Turkey curry patties

Use up your leftover Christmas turkey in these moreish turkey curry patties. They’re perfect for the days after the big meal, or you can freeze them for later

  • Prep:1 hrs
    Cook:30 mins
    plus chilling and cooling
  • Serves 10
  • More effort

Nutrition per serving

  • kcal 652
  • fat 41g
  • saturates 21g
  • carbs 50g
  • sugars 0g
  • fibre 4g
  • protein 18g
  • salt 0.82g


  • 2 tbsp vegetable oil
  • 1 medium onion, finely chopped
  • 1 large tomato, chopped
  • 3 thyme sprigs
  • 3 garlic cloves, finely chopped
  • 1 scotch bonnet chilli, chopped (optional)
  • 2½cm piece of ginger, peeled and grated
  • 1 tsp ground turmeric
  • 2 tsp each ground coriander
  • 2 tsp ground cumin
  • ½ tsp ground cinnamon
  • ½ tsp ground allspice
  • 300g leftover roast turkey, chopped
  • 350ml turkey or chicken stock
  • 600g plain flour, plus extra for dusting
  • 4 tsp ground turmeric
  • 1 tsp mild curry powder
  • 1 tsp sugar
  • 300g cold unsalted butter, cut into cubes
  • 100g vegetable shortening, grated (or use very cold butter)
  • 2 large eggs
  • 1 tsp white wine vinegar
  • splash of milk


  1. First, make the pastry. Combine the flour, spices, sugar and 1 tsp salt. Rub in the butter and shortening with your fingers until the mixture resembles breadcrumbs. Whisk 1 egg and the vinegar together, then tip into the flour mixture. Bring together into a dough using your hands, adding 3-6 tbsp water if needed until just pliable. Knead for 3-5 mins, then cover and chill for 30 mins. Remove from the fridge 30 mins before you’re ready to use.

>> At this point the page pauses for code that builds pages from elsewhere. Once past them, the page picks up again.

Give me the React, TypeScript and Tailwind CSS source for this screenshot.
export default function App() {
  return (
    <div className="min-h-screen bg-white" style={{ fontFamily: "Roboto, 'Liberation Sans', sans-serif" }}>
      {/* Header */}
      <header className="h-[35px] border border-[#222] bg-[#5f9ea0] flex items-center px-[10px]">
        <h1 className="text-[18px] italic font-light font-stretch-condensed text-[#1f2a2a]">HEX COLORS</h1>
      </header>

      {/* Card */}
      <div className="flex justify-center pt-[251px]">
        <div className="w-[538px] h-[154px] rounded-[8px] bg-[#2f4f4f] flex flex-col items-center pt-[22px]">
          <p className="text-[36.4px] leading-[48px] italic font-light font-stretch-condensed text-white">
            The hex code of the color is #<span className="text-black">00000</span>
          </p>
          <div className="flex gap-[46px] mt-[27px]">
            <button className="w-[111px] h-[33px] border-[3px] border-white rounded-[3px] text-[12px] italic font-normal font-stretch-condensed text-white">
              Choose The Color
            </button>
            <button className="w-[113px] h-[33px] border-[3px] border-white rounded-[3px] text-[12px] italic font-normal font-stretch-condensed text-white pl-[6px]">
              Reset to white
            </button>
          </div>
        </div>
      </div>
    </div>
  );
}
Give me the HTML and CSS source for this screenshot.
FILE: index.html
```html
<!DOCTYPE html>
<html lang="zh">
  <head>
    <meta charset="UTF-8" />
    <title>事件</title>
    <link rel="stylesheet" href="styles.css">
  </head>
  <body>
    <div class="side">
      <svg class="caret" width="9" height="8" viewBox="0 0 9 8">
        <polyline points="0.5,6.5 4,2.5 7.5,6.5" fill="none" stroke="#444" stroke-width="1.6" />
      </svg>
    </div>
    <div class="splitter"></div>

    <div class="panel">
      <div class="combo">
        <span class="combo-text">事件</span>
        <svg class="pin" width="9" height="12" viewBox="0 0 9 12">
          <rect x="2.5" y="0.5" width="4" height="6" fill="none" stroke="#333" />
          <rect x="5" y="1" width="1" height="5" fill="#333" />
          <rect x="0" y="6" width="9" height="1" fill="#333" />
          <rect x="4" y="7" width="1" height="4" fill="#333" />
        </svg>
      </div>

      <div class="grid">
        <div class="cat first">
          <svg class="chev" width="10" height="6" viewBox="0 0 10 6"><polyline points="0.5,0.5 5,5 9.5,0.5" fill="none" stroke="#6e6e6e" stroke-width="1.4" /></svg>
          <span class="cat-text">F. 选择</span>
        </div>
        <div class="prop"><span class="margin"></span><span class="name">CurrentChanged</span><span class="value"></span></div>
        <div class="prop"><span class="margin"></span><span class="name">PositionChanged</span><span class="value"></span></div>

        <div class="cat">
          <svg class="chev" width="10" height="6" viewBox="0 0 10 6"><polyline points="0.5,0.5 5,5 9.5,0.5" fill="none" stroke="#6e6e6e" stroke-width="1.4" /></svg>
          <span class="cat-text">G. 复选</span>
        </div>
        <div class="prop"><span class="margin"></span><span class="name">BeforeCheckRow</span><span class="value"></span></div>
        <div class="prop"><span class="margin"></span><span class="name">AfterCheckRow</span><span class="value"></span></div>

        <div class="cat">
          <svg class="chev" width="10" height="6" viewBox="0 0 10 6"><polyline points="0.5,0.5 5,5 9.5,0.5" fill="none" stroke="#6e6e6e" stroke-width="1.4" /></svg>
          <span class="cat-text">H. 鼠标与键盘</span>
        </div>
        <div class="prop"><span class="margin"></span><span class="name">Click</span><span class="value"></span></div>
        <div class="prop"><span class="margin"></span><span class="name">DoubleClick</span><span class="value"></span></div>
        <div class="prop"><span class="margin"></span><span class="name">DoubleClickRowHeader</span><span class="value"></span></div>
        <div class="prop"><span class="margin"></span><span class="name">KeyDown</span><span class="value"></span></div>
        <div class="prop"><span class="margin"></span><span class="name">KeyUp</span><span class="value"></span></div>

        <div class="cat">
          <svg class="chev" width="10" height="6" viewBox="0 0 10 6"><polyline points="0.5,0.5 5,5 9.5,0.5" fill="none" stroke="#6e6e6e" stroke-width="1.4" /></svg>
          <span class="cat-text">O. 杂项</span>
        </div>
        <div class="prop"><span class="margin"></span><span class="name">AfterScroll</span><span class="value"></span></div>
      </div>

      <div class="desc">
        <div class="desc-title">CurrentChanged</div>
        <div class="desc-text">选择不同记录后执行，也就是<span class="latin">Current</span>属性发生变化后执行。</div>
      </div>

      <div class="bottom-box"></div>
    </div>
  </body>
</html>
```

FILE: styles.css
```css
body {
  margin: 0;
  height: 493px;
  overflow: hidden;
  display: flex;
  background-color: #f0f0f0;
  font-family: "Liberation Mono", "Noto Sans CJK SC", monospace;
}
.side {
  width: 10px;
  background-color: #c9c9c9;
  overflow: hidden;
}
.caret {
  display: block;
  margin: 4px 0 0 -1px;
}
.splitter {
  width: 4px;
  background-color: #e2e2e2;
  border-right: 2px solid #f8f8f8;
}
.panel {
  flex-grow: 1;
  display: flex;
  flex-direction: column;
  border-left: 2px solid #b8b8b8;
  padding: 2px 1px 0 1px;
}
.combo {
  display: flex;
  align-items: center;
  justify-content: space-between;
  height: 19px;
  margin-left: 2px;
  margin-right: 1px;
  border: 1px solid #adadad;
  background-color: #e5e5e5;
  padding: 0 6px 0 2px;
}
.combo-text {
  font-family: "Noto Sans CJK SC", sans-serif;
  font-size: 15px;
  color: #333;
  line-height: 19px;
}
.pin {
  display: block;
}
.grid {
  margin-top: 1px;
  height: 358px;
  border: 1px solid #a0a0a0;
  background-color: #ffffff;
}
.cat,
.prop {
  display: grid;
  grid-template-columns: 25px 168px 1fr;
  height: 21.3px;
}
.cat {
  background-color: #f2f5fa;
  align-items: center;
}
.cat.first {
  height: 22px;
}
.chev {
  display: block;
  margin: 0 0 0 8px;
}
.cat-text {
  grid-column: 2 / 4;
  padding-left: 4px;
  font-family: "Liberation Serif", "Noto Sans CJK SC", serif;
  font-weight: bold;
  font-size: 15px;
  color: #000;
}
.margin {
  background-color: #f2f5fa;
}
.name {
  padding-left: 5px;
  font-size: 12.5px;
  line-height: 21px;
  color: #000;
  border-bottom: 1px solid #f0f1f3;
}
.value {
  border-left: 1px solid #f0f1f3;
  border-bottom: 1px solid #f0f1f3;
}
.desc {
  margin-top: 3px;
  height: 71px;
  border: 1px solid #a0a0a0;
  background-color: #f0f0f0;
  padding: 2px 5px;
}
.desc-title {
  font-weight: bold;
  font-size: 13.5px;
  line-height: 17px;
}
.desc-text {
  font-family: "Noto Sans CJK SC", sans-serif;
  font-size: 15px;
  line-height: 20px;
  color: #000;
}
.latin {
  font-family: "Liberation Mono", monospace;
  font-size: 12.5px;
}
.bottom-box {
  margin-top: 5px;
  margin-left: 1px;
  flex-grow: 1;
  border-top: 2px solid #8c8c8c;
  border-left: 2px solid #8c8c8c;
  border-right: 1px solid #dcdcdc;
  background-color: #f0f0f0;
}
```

  2. Meanwhile, heat the oil in a pan and fry the onion over a medium heat for 10 mins until softened. Add the tomato, thyme, garlic, chilli, if using, and ginger. Fry for a further 3 mins. Mix all the spices with a few tablespoons of water, then add to the pan. Fry for another 5 mins until the water evaporates and the spices are fragrant.

  3. Add the turkey and fry for 5 mins. Pour in the stock, then reduce the heat and simmer for 10-15 mins until most of the liquid has reduced. Remove from the heat and leave to cool completely. Chill until ready to use. Will keep chilled for up to 24 hrs.

  4. Heat the oven to 180C/160C fan/gas 6. Roll the chilled pastry out on a floured surface or sheet of baking parchment (this helps prevent the turmeric from staining the surface) to a 4mm thickness. If it starts to crack, press small pieces of the pastry into the gaps to fill. Using a 15cm-diameter bowl as a template, cut out as many circles of pastry as you can, then re-roll the offcuts and repeat until all the pastry has been used. You should end up with about 10 circles. Transfer to a baking tray lined with baking parchment.

  5. Working with one pastry circle at a time, spoon 2 tbsp of the turkey curry filling onto one side of the circle, leaving a 2cm border. Beat the remaining egg with the milk and brush onto the border. Fold one half of the pastry over the other to form a semicircle and enclose the filling. Press the edges together, seal with a fork and prick the top all over.

  6. Bake for 20-25 mins, or until the pastry is firm. Leave to cool slightly and serve. After cooling completely, will keep in the freezer for up to three months.